In rapidly changing environments, decision speed often matters as much as decision quality. Organizations that deliberate endlessly while seeking perfect information frequently lose opportunities to faster-moving competitors. Yet hasty decisions based on insufficient analysis create their own problems. The challenge lies in achieving appropriate decision velocity—moving quickly on reversible choices while investing deeper analysis in consequential, irreversible commitments.

The “Disagree and Commit” Principle

Consensus-driven cultures often mistake agreement for alignment. The “disagree and commit” principle offers a powerful alternative: team members voice disagreements during deliberation, but once a decision is made, everyone commits fully to execution regardless of their initial position.
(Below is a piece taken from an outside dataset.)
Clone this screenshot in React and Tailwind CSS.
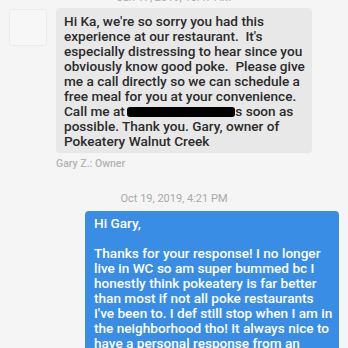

This approach preserves healthy debate while eliminating the execution paralysis that occurs when dissenting voices continue undermining decisions after they’re finalized.

Imagine a product team debating whether to launch a new feature. After thorough discussion, the leader decides to proceed despite some members’ reservations. Under “disagree and commit,” those who argued against launch now work diligently to make it successful rather than waiting for it to fail so they can say “I told you so.”

Implementing the RACI Matrix for Clarity

Confusion about decision-making authority—who decides, who provides input, who must be informed—creates organizational friction and delays. The RACI matrix (Responsible, Accountable, Consulted, Informed) provides a simple framework for clarifying these roles. For any significant decision or project, identifying who is Responsible for execution, who is Accountable for outcomes, who must be Consulted before deciding, and who should be Informed afterward eliminates ambiguity and accelerates action.

Consensus Versus Consent

Understanding the distinction between consensus and consent unlocks faster decision-making. Consensus requires everyone to agree that a decision is optimal. Consent requires only that no one has paramount objections—the decision is “safe enough to try.” For most decisions, consent represents an appropriate standard, reserving consensus-seeking for only the most foundational strategic choices. This shift in decision-making philosophy can dramatically reduce the time spent in endless meetings seeking universal agreement.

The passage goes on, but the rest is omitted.